**Problem to work on:**
Print all of the lines exactly. Any picture among them stays out.

**Data provided:**
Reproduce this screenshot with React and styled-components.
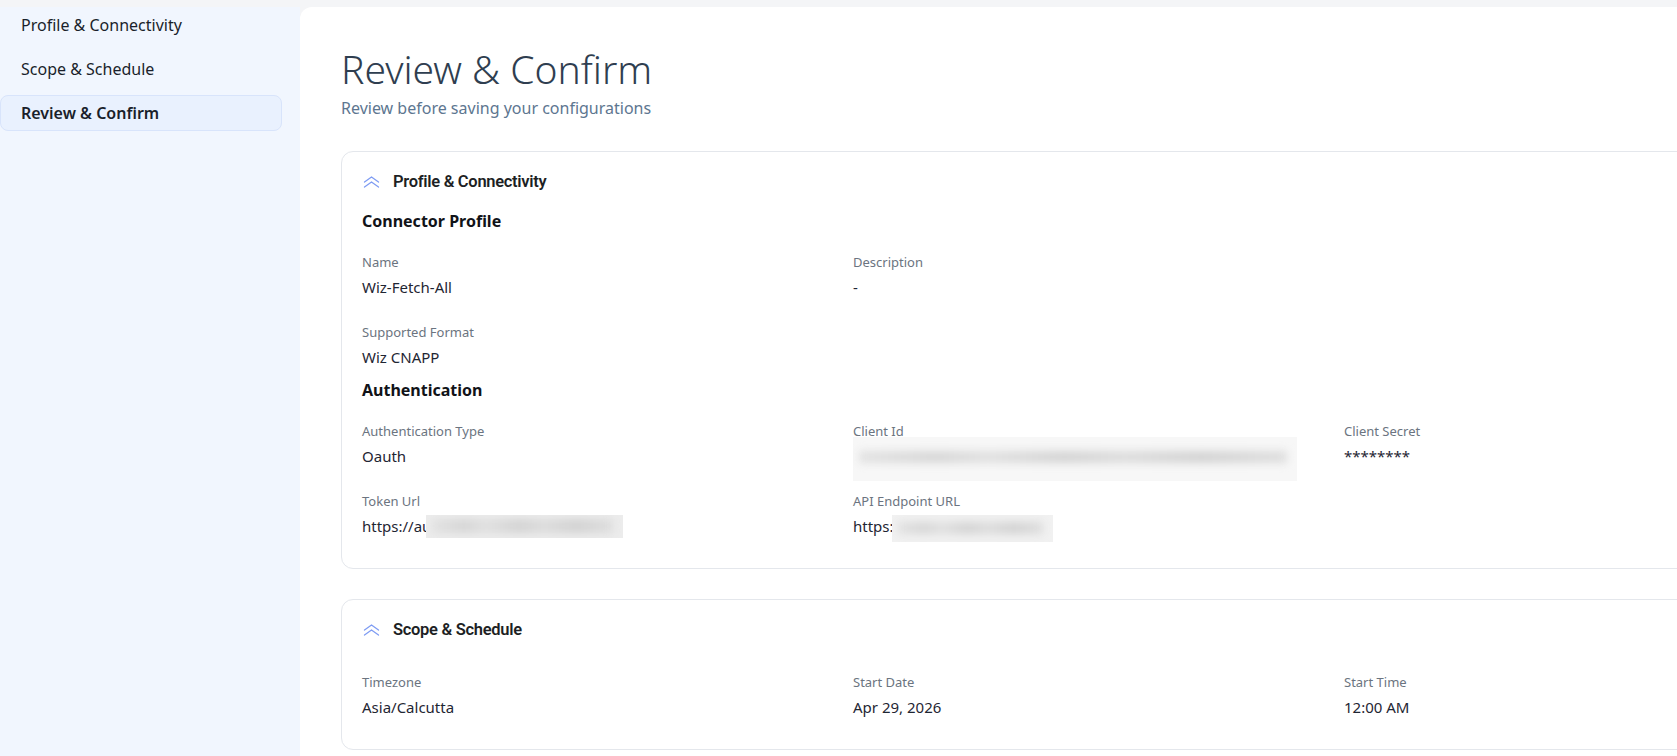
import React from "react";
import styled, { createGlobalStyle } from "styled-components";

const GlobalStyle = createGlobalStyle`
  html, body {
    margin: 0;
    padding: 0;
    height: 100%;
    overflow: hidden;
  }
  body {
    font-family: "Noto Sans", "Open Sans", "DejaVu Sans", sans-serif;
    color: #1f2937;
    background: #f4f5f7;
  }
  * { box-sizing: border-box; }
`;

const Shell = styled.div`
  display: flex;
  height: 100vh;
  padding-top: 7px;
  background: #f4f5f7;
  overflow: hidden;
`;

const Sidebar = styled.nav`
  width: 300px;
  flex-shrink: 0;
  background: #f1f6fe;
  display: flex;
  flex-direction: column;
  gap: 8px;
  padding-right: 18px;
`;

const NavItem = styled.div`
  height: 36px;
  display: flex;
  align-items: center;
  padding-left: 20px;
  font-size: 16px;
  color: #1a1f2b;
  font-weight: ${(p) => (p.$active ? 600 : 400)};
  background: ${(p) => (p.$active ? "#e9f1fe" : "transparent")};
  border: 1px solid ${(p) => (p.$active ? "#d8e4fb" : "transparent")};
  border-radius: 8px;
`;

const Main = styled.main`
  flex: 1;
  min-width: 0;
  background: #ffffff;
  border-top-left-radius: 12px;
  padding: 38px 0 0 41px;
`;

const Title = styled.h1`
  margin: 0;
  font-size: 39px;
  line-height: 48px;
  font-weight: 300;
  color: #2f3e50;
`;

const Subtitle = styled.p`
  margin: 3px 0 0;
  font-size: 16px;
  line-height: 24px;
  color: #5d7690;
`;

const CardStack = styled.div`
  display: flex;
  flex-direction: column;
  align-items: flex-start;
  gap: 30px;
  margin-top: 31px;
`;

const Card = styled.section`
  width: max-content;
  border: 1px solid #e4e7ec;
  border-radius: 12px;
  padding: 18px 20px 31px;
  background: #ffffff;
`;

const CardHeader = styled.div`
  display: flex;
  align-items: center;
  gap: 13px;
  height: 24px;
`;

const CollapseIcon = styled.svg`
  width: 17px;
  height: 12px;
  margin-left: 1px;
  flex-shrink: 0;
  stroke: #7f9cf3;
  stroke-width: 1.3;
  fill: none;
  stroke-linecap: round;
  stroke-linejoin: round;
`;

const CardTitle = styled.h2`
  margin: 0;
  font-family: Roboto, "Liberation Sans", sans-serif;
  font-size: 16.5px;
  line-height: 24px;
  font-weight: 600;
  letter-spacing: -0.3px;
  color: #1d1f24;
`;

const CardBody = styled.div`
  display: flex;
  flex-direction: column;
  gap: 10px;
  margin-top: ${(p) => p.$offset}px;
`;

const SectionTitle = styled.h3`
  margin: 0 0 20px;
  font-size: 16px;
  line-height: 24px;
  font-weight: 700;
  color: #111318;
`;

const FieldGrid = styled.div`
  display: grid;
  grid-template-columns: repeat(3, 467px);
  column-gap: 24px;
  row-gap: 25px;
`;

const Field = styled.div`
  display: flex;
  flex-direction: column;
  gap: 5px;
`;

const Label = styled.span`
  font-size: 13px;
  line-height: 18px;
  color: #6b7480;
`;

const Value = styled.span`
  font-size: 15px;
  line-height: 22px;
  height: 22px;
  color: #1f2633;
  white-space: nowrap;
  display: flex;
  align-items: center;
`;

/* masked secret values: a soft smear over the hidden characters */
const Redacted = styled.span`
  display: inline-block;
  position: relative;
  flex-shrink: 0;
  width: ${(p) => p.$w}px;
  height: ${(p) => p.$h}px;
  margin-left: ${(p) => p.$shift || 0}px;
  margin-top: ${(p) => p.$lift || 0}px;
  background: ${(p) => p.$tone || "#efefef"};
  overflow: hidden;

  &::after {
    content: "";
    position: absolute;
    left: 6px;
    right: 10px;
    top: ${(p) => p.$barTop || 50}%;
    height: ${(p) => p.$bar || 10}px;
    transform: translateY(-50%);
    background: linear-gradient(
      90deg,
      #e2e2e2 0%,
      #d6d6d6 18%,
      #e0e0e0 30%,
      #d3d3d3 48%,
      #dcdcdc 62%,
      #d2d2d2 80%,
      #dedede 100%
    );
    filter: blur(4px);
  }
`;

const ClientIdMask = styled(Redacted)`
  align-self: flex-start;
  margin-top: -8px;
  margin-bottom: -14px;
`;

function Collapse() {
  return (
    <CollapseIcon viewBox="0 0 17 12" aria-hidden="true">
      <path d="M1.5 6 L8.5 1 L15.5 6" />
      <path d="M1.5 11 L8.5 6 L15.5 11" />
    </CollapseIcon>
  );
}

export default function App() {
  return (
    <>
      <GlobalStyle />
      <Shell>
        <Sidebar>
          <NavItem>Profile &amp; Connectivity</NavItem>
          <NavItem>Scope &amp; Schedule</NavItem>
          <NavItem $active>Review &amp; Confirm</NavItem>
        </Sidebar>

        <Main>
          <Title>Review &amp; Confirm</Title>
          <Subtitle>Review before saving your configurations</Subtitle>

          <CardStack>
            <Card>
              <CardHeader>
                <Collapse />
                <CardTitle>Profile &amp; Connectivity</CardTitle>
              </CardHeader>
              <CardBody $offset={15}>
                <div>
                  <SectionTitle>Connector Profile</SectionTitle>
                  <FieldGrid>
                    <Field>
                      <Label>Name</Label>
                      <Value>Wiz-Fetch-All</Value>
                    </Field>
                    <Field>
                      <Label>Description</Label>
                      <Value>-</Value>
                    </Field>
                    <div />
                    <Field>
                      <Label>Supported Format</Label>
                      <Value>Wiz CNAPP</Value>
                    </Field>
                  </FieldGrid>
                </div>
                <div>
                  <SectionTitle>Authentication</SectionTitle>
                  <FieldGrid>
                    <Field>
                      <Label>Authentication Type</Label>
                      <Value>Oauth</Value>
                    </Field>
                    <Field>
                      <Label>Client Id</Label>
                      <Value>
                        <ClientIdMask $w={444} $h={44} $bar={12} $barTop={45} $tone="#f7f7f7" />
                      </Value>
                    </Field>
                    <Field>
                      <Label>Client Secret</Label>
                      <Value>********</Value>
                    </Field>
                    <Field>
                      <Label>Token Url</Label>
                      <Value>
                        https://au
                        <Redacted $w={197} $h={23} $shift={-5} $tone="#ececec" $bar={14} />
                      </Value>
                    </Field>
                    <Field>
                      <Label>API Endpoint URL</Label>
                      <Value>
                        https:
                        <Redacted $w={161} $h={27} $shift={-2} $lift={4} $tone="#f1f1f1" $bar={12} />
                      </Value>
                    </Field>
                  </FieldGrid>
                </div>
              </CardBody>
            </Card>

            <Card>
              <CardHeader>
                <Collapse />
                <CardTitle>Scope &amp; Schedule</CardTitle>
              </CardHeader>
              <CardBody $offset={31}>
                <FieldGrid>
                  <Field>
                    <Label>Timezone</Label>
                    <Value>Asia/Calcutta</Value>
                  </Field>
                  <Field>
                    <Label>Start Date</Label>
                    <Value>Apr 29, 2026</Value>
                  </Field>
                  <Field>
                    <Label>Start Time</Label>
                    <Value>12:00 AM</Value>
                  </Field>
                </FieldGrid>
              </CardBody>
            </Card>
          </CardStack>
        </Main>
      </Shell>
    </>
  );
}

**Answer for this exercise:**
Reproduce this screenshot with React and styled-components.
import React from "react";
import styled, { createGlobalStyle } from "styled-components";

const GlobalStyle = createGlobalStyle`
  html, body {
    margin: 0;
    padding: 0;
    height: 100%;
    overflow: hidden;
  }
  body {
    font-family: "Noto Sans", "Open Sans", "DejaVu Sans", sans-serif;
    color: #1f2937;
    background: #f4f5f7;
  }
  * { box-sizing: border-box; }
`;

const Shell = styled.div`
  display: flex;
  height: 100vh;
  padding-top: 7px;
  background: #f4f5f7;
  overflow: hidden;
`;

const Sidebar = styled.nav`
  width: 300px;
  flex-shrink: 0;
  background: #f1f6fe;
  display: flex;
  flex-direction: column;
  gap: 8px;
  padding-right: 18px;
`;

const NavItem = styled.div`
  height: 36px;
  display: flex;
  align-items: center;
  padding-left: 20px;
  font-size: 16px;
  color: #1a1f2b;
  font-weight: ${(p) => (p.$active ? 600 : 400)};
  background: ${(p) => (p.$active ? "#e9f1fe" : "transparent")};
  border: 1px solid ${(p) => (p.$active ? "#d8e4fb" : "transparent")};
  border-radius: 8px;
`;

const Main = styled.main`
  flex: 1;
  min-width: 0;
  background: #ffffff;
  border-top-left-radius: 12px;
  padding: 38px 0 0 41px;
`;

const Title = styled.h1`
  margin: 0;
  font-size: 39px;
  line-height: 48px;
  font-weight: 300;
  color: #2f3e50;
`;

const Subtitle = styled.p`
  margin: 3px 0 0;
  font-size: 16px;
  line-height: 24px;
  color: #5d7690;
`;

const CardStack = styled.div`
  display: flex;
  flex-direction: column;
  align-items: flex-start;
  gap: 30px;
  margin-top: 31px;
`;

const Card = styled.section`
  width: max-content;
  border: 1px solid #e4e7ec;
  border-radius: 12px;
  padding: 18px 20px 31px;
  background: #ffffff;
`;

const CardHeader = styled.div`
  display: flex;
  align-items: center;
  gap: 13px;
  height: 24px;
`;

const CollapseIcon = styled.svg`
  width: 17px;
  height: 12px;
  margin-left: 1px;
  flex-shrink: 0;
  stroke: #7f9cf3;
  stroke-width: 1.3;
  fill: none;
  stroke-linecap: round;
  stroke-linejoin: round;
`;

const CardTitle = styled.h2`
  margin: 0;
  font-family: Roboto, "Liberation Sans", sans-serif;
  font-size: 16.5px;
  line-height: 24px;
  font-weight: 600;
  letter-spacing: -0.3px;
  color: #1d1f24;
`;

const CardBody = styled.div`
  display: flex;
  flex-direction: column;
  gap: 10px;
  margin-top: ${(p) => p.$offset}px;
`;

const SectionTitle = styled.h3`
  margin: 0 0 20px;
  font-size: 16px;
  line-height: 24px;
  font-weight: 700;
  color: #111318;
`;

const FieldGrid = styled.div`
  display: grid;
  grid-template-columns: repeat(3, 467px);
  column-gap: 24px;
  row-gap: 25px;
`;

const Field = styled.div`
  display: flex;
  flex-direction: column;
  gap: 5px;
`;

const Label = styled.span`
  font-size: 13px;
  line-height: 18px;
  color: #6b7480;
`;

const Value = styled.span`
  font-size: 15px;
  line-height: 22px;
  height: 22px;
  color: #1f2633;
  white-space: nowrap;
  display: flex;
  align-items: center;
`;

/* masked secret values: a soft smear over the hidden characters */
const Redacted = styled.span`
  display: inline-block;
  position: relative;
  flex-shrink: 0;
  width: ${(p) => p.$w}px;
  height: ${(p) => p.$h}px;
  margin-left: ${(p) => p.$shift || 0}px;
  margin-top: ${(p) => p.$lift || 0}px;
  background: ${(p) => p.$tone || "#efefef"};
  overflow: hidden;

  &::after {
    content: "";
    position: absolute;
    left: 6px;
    right: 10px;
    top: ${(p) => p.$barTop || 50}%;
    height: ${(p) => p.$bar || 10}px;
    transform: translateY(-50%);
    background: linear-gradient(
      90deg,
      #e2e2e2 0%,
      #d6d6d6 18%,
      #e0e0e0 30%,
      #d3d3d3 48%,
      #dcdcdc 62%,
      #d2d2d2 80%,
      #dedede 100%
    );
    filter: blur(4px);
  }
`;

const ClientIdMask = styled(Redacted)`
  align-self: flex-start;
  margin-top: -8px;
  margin-bottom: -14px;
`;

function Collapse() {
  return (
    <CollapseIcon viewBox="0 0 17 12" aria-hidden="true">
      <path d="M1.5 6 L8.5 1 L15.5 6" />
      <path d="M1.5 11 L8.5 6 L15.5 11" />
    </CollapseIcon>
  );
}

export default function App() {
  return (
    <>
      <GlobalStyle />
      <Shell>
        <Sidebar>
          <NavItem>Profile &amp; Connectivity</NavItem>
          <NavItem>Scope &amp; Schedule</NavItem>
          <NavItem $active>Review &amp; Confirm</NavItem>
        </Sidebar>

        <Main>
          <Title>Review &amp; Confirm</Title>
          <Subtitle>Review before saving your configurations</Subtitle>

          <CardStack>
            <Card>
              <CardHeader>
                <Collapse />
                <CardTitle>Profile &amp; Connectivity</CardTitle>
              </CardHeader>
              <CardBody $offset={15}>
                <div>
                  <SectionTitle>Connector Profile</SectionTitle>
                  <FieldGrid>
                    <Field>
                      <Label>Name</Label>
                      <Value>Wiz-Fetch-All</Value>
                    </Field>
                    <Field>
                      <Label>Description</Label>
                      <Value>-</Value>
                    </Field>
                    <div />
                    <Field>
                      <Label>Supported Format</Label>
                      <Value>Wiz CNAPP</Value>
                    </Field>
                  </FieldGrid>
                </div>
                <div>
                  <SectionTitle>Authentication</SectionTitle>
                  <FieldGrid>
                    <Field>
                      <Label>Authentication Type</Label>
                      <Value>Oauth</Value>
                    </Field>
                    <Field>
                      <Label>Client Id</Label>
                      <Value>
                        <ClientIdMask $w={444} $h={44} $bar={12} $barTop={45} $tone="#f7f7f7" />
                      </Value>
                    </Field>
                    <Field>
                      <Label>Client Secret</Label>
                      <Value>********</Value>
                    </Field>
                    <Field>
                      <Label>Token Url</Label>
                      <Value>
                        https://au
                        <Redacted $w={197} $h={23} $shift={-5} $tone="#ececec" $bar={14} />
                      </Value>
                    </Field>
                    <Field>
                      <Label>API Endpoint URL</Label>
                      <Value>
                        https:
                        <Redacted $w={161} $h={27} $shift={-2} $lift={4} $tone="#f1f1f1" $bar={12} />
                      </Value>
                    </Field>
                  </FieldGrid>
                </div>
              </CardBody>
            </Card>

            <Card>
              <CardHeader>
                <Collapse />
                <CardTitle>Scope &amp; Schedule</CardTitle>
              </CardHeader>
              <CardBody $offset={31}>
                <FieldGrid>
                  <Field>
                    <Label>Timezone</Label>
                    <Value>Asia/Calcutta</Value>
                  </Field>
                  <Field>
                    <Label>Start Date</Label>
                    <Value>Apr 29, 2026</Value>
                  </Field>
                  <Field>
                    <Label>Start Time</Label>
                    <Value>12:00 AM</Value>
                  </Field>
                </FieldGrid>
              </CardBody>
            </Card>
          </CardStack>
        </Main>
      </Shell>
    </>
  );
}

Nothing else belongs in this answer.